Double Pressures Behind the Sudden Brake: Fund Depletion and Chaos
People's Daily previously published an article stating that the total scale of funds arranged by the central government this year to support the trade-in of consumer goods, including auto consumption, is 300 billion yuan. This quota is fixed. To enable local governments to use central funds reasonably, orderly, and sustainably, this year's 300 billion yuan of central funds will be allocated in batches.
These 300 billion yuan are "allocated in slices" to local governments. When allocating funds, factors such as the resident population, regional GDP, car and home appliance ownership, and the implementation of the consumer goods trade-in policy and funds in 2024 in various regions will be considered. Fund allocation will be moderately tilted towards regions with better performance in the consumer goods trade-in work in 2024.

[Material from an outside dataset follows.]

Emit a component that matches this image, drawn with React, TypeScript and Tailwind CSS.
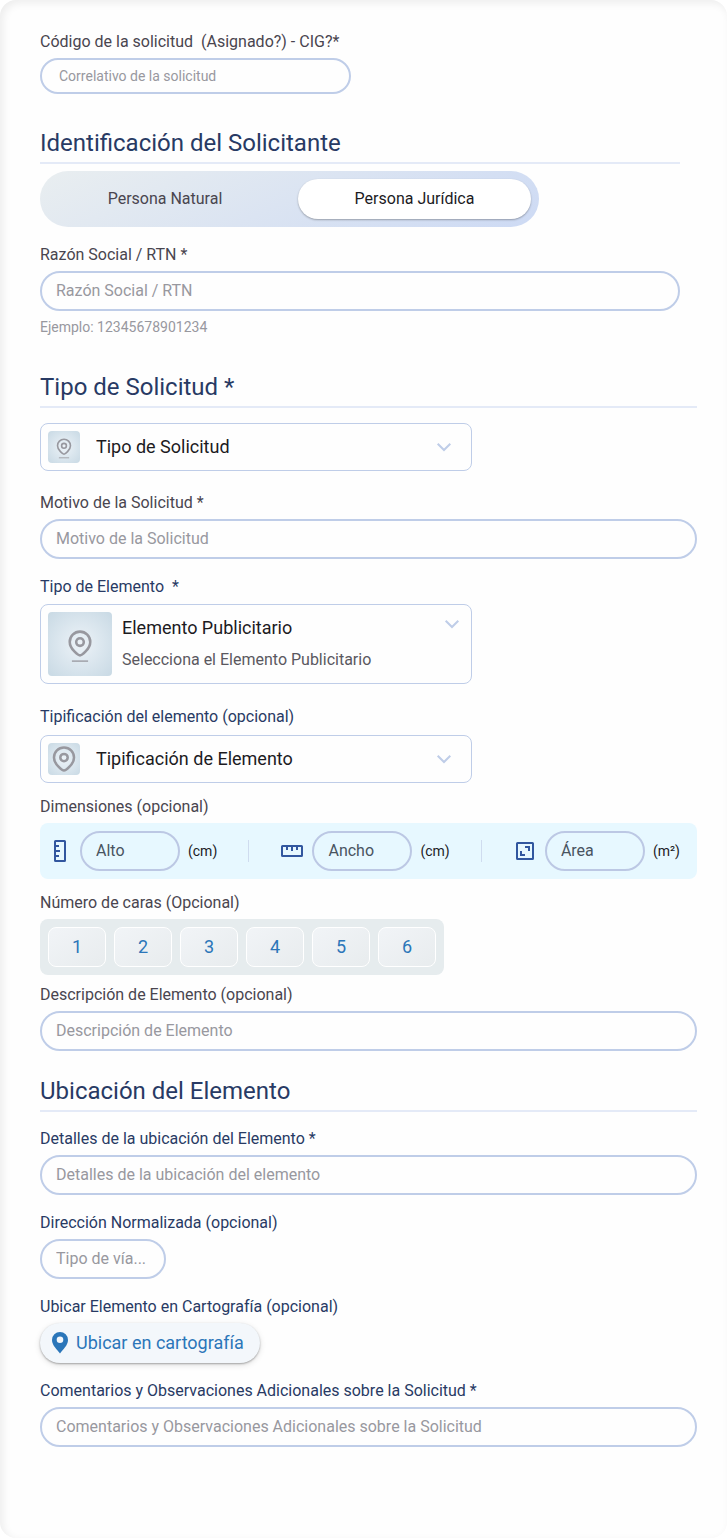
import { useState } from 'react';

const LABEL = 'mb-1 block text-base leading-6';
const INPUT =
  'block h-10 w-full rounded-full border-2 border-[#bfcde8] bg-transparent px-3.5 pb-0.5 text-base text-[#49454f] placeholder:text-[#98989f] outline-none focus:border-[#2b76b9]';
const TITLE = 'border-b-2 border-[#e4eaf7] pb-[3px] text-2xl leading-8 text-[#283a64]';

function Chevron({ className = '' }: { className?: string }) {
  return (
    <svg className={className} width="16" height="16" viewBox="0 0 16 16" fill="none" stroke="#bfcde8" strokeWidth="2" aria-hidden="true">
      <path d="M1.700 4.700 8 11l6.300-6.300" />
    </svg>
  );
}

// Pin with an optional line under it
function PinIcon({ size, line = true }: { size: number; line?: boolean }) {
  return (
    <svg width={size} height={size} viewBox={line ? '0 -2.5 32 40' : '4 3 24 28'} fill="none" stroke="#98989f" strokeWidth="2.700" aria-hidden="true">
      <path d="M16 29.500c-1.400 0-10.800-6.500-10.800-14.200a10.800 10.800 0 0 1 21.600 0c0 7.700-9.400 14.200-10.800 14.200Z" />
      <circle cx="16" cy="15.500" r="4" />
      {line && <path d="M7.500 35.500h17" strokeWidth="1.400" />}
    </svg>
  );
}

function Thumb({ children, className }: { children: React.ReactNode; className: string }) {
  return (
    <span className={`flex shrink-0 items-center justify-center rounded bg-[radial-gradient(circle,#edf3f8_0%,#c8d9e4_100%)] ${className}`}>
      {children}
    </span>
  );
}

function TextField({ id, label, placeholder, blue }: { id: string; label: string; placeholder: string; blue?: boolean }) {
  return (
    <div>
      <label htmlFor={id} className={`${LABEL} ${blue ? 'text-[#283a64]' : 'text-[#49454f]'}`}>{label}</label>
      <input id={id} type="text" placeholder={placeholder} className={INPUT} />
    </div>
  );
}

function RulerV() {
  return (
    <svg width="24" height="24" viewBox="0 0 24 24" fill="none" stroke="#32579f" strokeWidth="2" aria-hidden="true">
      <rect x="7" y="2" width="10" height="20" rx="0.5" />
      <path d="M8 7h3M8 12h4M8 17h3" />
    </svg>
  );
}

function RulerH() {
  return (
    <svg width="24" height="24" viewBox="0 0 24 24" fill="none" stroke="#32579f" strokeWidth="2" aria-hidden="true">
      <rect x="2" y="7" width="20" height="10" rx="0.5" />
      <path d="M7 8v3M12 8v4M17 8v3" />
    </svg>
  );
}

function AreaIcon() {
  return (
    <svg width="24" height="24" viewBox="0 0 24 24" fill="none" stroke="#32579f" strokeWidth="2" aria-hidden="true">
      <rect x="4" y="4" width="16" height="16" rx="0.5" />
      <path d="M12 8h4v4M8 12v4h4" />
    </svg>
  );
}

const dimensiones = [
  { id: 'alto', nombre: 'Alto', unidad: '(cm)', icon: <RulerV /> },
  { id: 'ancho', nombre: 'Ancho', unidad: '(cm)', icon: <RulerH /> },
  { id: 'area', nombre: 'Área', unidad: '(m²)', icon: <AreaIcon /> },
];

export default function App() {
  const [persona, setPersona] = useState('juridica');
  const [caras, setCaras] = useState(0);

  return (
    <main className="min-h-screen rounded-2xl bg-[#fefefe] pt-[30px] pr-[30px] pb-[91px] pl-10 font-['Roboto',sans-serif] shadow-[inset_3px_3px_8px_rgba(0,0,0,0.07)]">
      <form onSubmit={(e) => e.preventDefault()}>

        <section className="pr-[17px]">
          <label htmlFor="codigo" className={`${LABEL} whitespace-pre text-[#49454f]`}>{'Código de la solicitud  (Asignado?) - CIG?*'}</label>
          <input id="codigo" type="text" placeholder="Correlativo de la solicitud"
            className="block h-9 w-full max-w-[311px] rounded-full border-2 border-[#bfcde8] px-[17px] text-sm placeholder:text-[#98989f] outline-none" />

          <h2 className={`mt-[33px] ${TITLE}`}>Identificación del Solicitante</h2>

          <div className="mt-[7px] flex h-14 max-w-[499px] gap-4 rounded-full bg-[linear-gradient(155deg,#e9eef0,#cddaf4)] p-2">
            {[['natural', 'Persona Natural'], ['juridica', 'Persona Jurídica']].map(([key, texto]) => (
              <button key={key} type="button" onClick={() => setPersona(key)}
                className={`h-10 rounded-full text-base ${persona === key ? 'w-[233px] bg-white text-[#1c1b1f] shadow-[0_1px_2px_rgba(0,0,0,0.3)]' : 'flex-1 text-[#49454f]'}`}>
                {texto}
              </button>
            ))}
          </div>

          <div className="mt-4">
            <TextField id="razon" label="Razón Social / RTN *" placeholder="Razón Social / RTN" />
            <p className="mt-1.5 text-sm leading-5 text-[#98989f]">Ejemplo: 12345678901234</p>
          </div>
        </section>

        <section className="mt-[34px]">
          <h2 className={TITLE}>Tipo de Solicitud *</h2>

          <div className="relative mt-[15px] flex h-12 max-w-[432px] items-center rounded-lg border border-[#bfcde8] px-[7px]">
            <Thumb className="size-8"><PinIcon size={24} /></Thumb>
            <select aria-label="Tipo de Solicitud" className="h-full flex-1 appearance-none bg-transparent pl-4 text-lg text-[#1c1b1f] outline-none">
              <option>Tipo de Solicitud</option>
            </select>
            <Chevron className="pointer-events-none absolute right-[19px]" />
          </div>

          <div className="mt-5">
            <TextField id="motivo" label="Motivo de la Solicitud *" placeholder="Motivo de la Solicitud" />
          </div>

          <label htmlFor="elemento" className="mt-4 mb-[5px] block text-base leading-6 whitespace-pre text-[#283a64]">{'Tipo de Elemento  *'}</label>
          <div className="relative flex h-20 max-w-[432px] items-center rounded-lg border border-[#bfcde8] px-[7px]">
            <Thumb className="size-16"><PinIcon size={38} /></Thumb>
            <div className="flex flex-1 flex-col pl-2.5">
              <select id="elemento" className="h-8 appearance-none bg-transparent text-lg leading-8 text-[#1c1b1f] outline-none">
                <option>Elemento Publicitario</option>
              </select>
              <span className="text-base leading-8 text-[#5a5860]">Selecciona el Elemento Publicitario</span>
            </div>
            <Chevron className="pointer-events-none absolute top-[11px] right-[11px]" />
          </div>

          <label htmlFor="tipificacion" className="mt-[21px] mb-1.5 block text-base leading-6 text-[#283a64]">Tipificación del elemento (opcional)</label>
          <div className="relative flex h-12 max-w-[432px] items-center rounded-lg border border-[#bfcde8] px-[7px]">
            <Thumb className="size-8"><PinIcon size={26} line={false} /></Thumb>
            <select id="tipificacion" className="h-full flex-1 appearance-none bg-transparent pl-4 text-lg text-[#1c1b1f] outline-none">
              <option>Tipificación de Elemento</option>
            </select>
            <Chevron className="pointer-events-none absolute right-[19px]" />
          </div>

          {/* Dimensiones */}
          <p className={`mt-3 ${LABEL} text-[#49454f]`}>Dimensiones (opcional)</p>
          <div className="flex h-14 items-center justify-between rounded-lg bg-[#e7f8ff] pr-[17px] pl-2">
            {dimensiones.map((d, i) => (
              <div key={d.id} className="contents">
                {i > 0 && <span className="h-[22px] w-px bg-[#cfdcef]" />}
                <div className="flex items-center gap-2">
                  {d.icon}
                  <input id={d.id} type="text" placeholder={d.nombre} aria-label={d.nombre}
                    className="h-10 w-[100px] rounded-full border-2 border-[#bcc8e4] bg-transparent px-3.5 pb-0.5 text-base placeholder:text-[#49545f] outline-none" />
                  <label htmlFor={d.id} className="text-sm text-[#1c1b1f]">{d.unidad}</label>
                </div>
              </div>
            ))}
          </div>

          {/* Caras */}
          <p className={`mt-3 ${LABEL} text-[#49454f]`}>Número de caras (Opcional)</p>
          <div className="flex w-fit gap-2 rounded-lg bg-[#e6ecee] p-2">
            {[1, 2, 3, 4, 5, 6].map((n) => (
              <button key={n} type="button" aria-pressed={caras === n} onClick={() => setCaras(n)}
                className="h-10 w-[58px] rounded-lg border border-white bg-linear-to-br from-[#f1f4f7] to-[#e8ecee] text-lg text-[#2b76b9]">
                {n}
              </button>
            ))}
          </div>

          <div className="mt-2">
            <TextField id="descripcion" label="Descripción de Elemento (opcional)" placeholder="Descripción de Elemento" />
          </div>
        </section>

        <section className="mt-6">
          <h2 className={TITLE}>Ubicación del Elemento</h2>

          <div className="mt-[15px] flex flex-col gap-4">
            <TextField blue id="detalles" label="Detalles de la ubicación del Elemento *" placeholder="Detalles de la ubicación del elemento" />

            <div>
              <label htmlFor="via" className={`${LABEL} text-[#283a64]`}>Dirección Normalizada (opcional)</label>
              <div className="w-[126px]">
                <input id="via" type="text" placeholder="Tipo de vía..." className={INPUT} />
              </div>
            </div>

            <div>
              <p className={`${LABEL} text-[#283a64]`}>Ubicar Elemento en Cartografía (opcional)</p>
              <button type="button" className="flex h-10 items-center gap-1 rounded-full bg-[#f3f7fb] pr-4 pl-2 text-lg text-[#2b76b9] shadow-[0_1px_2px_rgba(0,0,0,0.3),0_2px_6px_rgba(0,0,0,0.12)]">
                <svg width="24" height="24" viewBox="0 0 24 24" fill="#2b76b9" fillRule="evenodd" aria-hidden="true">
                  <path d="M12 1a8 8 0 0 0-8 8c0 5.500 5.300 9.500 8 13.500 2.700-4 8-8 8-13.500a8 8 0 0 0-8-8Zm0 4.500a3.300 3.300 0 1 1 0 6.600 3.300 3.300 0 0 1 0-6.600Z" />
                </svg>
                Ubicar en cartografía
              </button>
            </div>

            <TextField blue id="comentarios" label="Comentarios y Observaciones Adicionales sobre la Solicitud *" placeholder="Comentarios y Observaciones Adicionales sobre la Solicitud" />
          </div>
        </section>

      </form>
    </main>
  );
}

It is reported that two batches of central funds totaling 162 billion yuan have been allocated in January and April this year to support local governments in conducting consumer goods trade-in work in the first and second quarters. However, under the national subsidy policy, consumption is also proceeding rapidly. Chongqing's initial 1.2 billion yuan subsidy was quickly exhausted, forcing the online channel to be closed; due to its large population base and strong consumption power, Henan's application volume quickly approached the budget limit. Although the Ministry of Finance allocates funds in batches – with the first batch of 81 billion yuan allocated to connect policies – faced with the monthly consumption rate of tens of billions of yuan, local finances are still stretched thin. Jiangsu has reduced the daily offline quota to 6.7 million yuan since June 1, and many places in Guangdong have closed online entry points and switched to offline "Yue Huanxin" platforms for verification, which are all helpless measures to cope with the lack of funds.

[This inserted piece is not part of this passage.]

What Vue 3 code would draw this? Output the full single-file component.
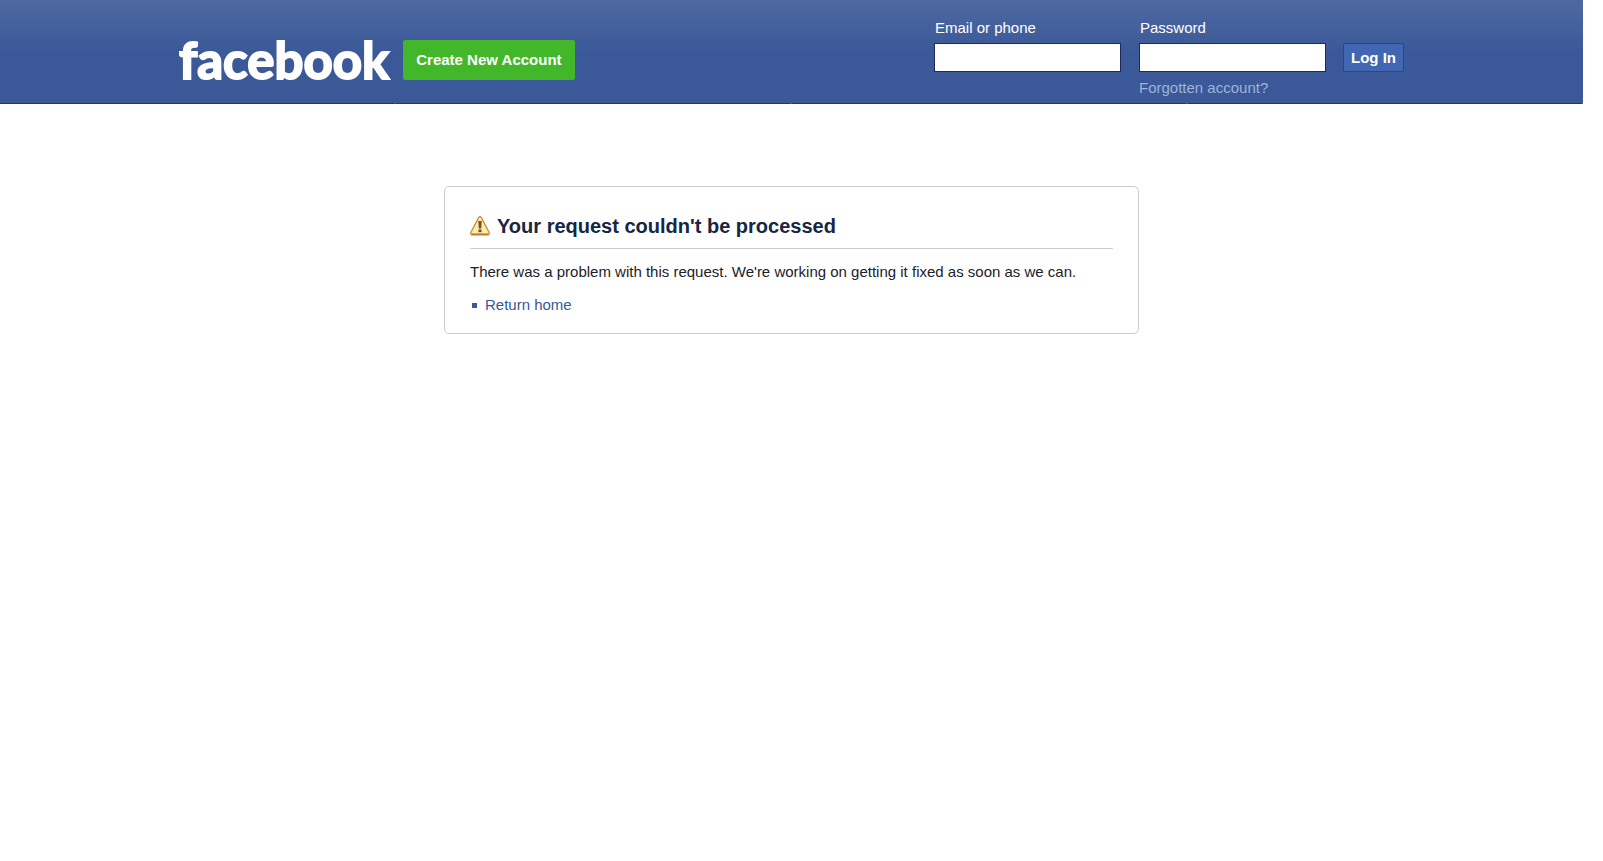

Of course, besides the rapid consumption of funds, another issue is that during the implementation phase of the national subsidy policy, many irregularities have also emerged in the market. For example, there was recently a high level of discussion about "zero-mileage used cars." Some automakers colluded with used car dealers to falsely complete the trade-in process using scrap vehicles or cheap old cars, and then sold the new cars at low prices in the used car market as "zero-mileage used cars" after obtaining subsidies. Industry insiders revealed that some people have earned over a million yuan in a single month through this method. At the same time, many 4S stores advertise with "the lowest one-price" to attract customers, but consumers only find out after arriving at the store that they need to meet the old car trade-in conditions; in some regions, there have even been price frauds such as "raising prices before subsidies." These irregularities not only distort market prices but also expose the 150 billion yuan of financial funds to the risk of inefficiency. These irregularities have forced many local governments to urgently upgrade their systems. Jiangsu's closure of online entry points and switch to the "Yue Huanxin" platform for verification is essentially an emergency repair of market order.
However, the policy suspension is only a midfield break. It is reported that the remaining 138 billion yuan of central funds will be allocated in batches and in an orderly manner in the third and fourth quarters. At the same time, local governments will also provide corresponding supporting funds and arrange sufficient local funds accordingly. The "national subsidy" will continue to benefit consumers. Jiangsu has stated that it will reopen after system repairs, and Chongqing has also announced that a second-phase plan will be introduced. This policy vacuum period is a valuable opportunity for the industry to self-purify.
Industry Reconstruction During the Painful Transition Period: Short-term Pressure and Long-term Transformation
The suspension of national auto subsidies should have the greatest impact on sales data in July and August. It is already the off-season for the market, and coupled with the subsidy reduction, the auto market will face a severe test.
Some forward-looking brands have already started preparing in advance, trying to mitigate the impact through their own strategies. For example, some automakers have recently announced the expansion of their "trade-in" program, introducing official subsidy schemes where "two-wheelers (electric vehicles, motorcycles) can also be used to trade in for cars." The goal is to maintain market activity during the period when national subsidies are absent.
In fact, when viewed from a longer industrial cycle, this necessary "midfield break" benefits the industry more than it harms it. After the national subsidies are paused, the auto industry can temporarily break away from excessive dependence on subsidies and push the focus of competition back to its origins. When the direct "price war" eases due to the subsidy retreat, automakers will have to invest more resources in their true core competitiveness, including safer, smarter, longer-lasting, and better-experienced products, as well as more efficient and transparent sales and service systems. This will help squeeze out some of the market bubbles generated by excessive subsidy heating in the early stage and guide the industry to shift from "policy-driven" to a healthier "market-driven + innovation-driven" model.
However, during the suspension of national subsidies, the more important thing is the refinement of policy supervision. The author predicts that to eliminate irregularities such as "zero-mileage used cars," subsequent regulations may strengthen closed-loop fund management, such as requiring the use of personal real-name accounts for payments and ensuring that the invoice title matches the consumer's name and specifies the model. Additionally, many local commerce bureaus have begun to clearly stipulate that subsidies should be disbursed to applicants' UnionPay debit card type I accounts to prevent enterprises from collecting them on behalf of individuals. Furthermore, through data interconnection and blockchain technology, the Ministry of Industry and Information Technology is establishing a cross-departmental vehicle lifecycle verification system to ensure "one subsidy per vehicle" and traceable funds.
Conclusion
With 70% of the 300 billion yuan fund pool consumed in the first half of the year, policy calibration is imperative. However, phased adjustments do not equal a change in direction. For consumers, the period before December 31, 2025, is still the golden window for car purchases. With follow-up funds in place and policies improved, it won't be long before national subsidies are restarted. The suspension is not the end but a step towards more sustainable acceleration. For the industry, this "midfield break" test is precisely the coming-of-age ritual towards market-driven development. When subsidies completely withdraw, only enterprises that build their core competitiveness through technology cost reduction and product innovation can win in the final stage of the global automotive industry transformation.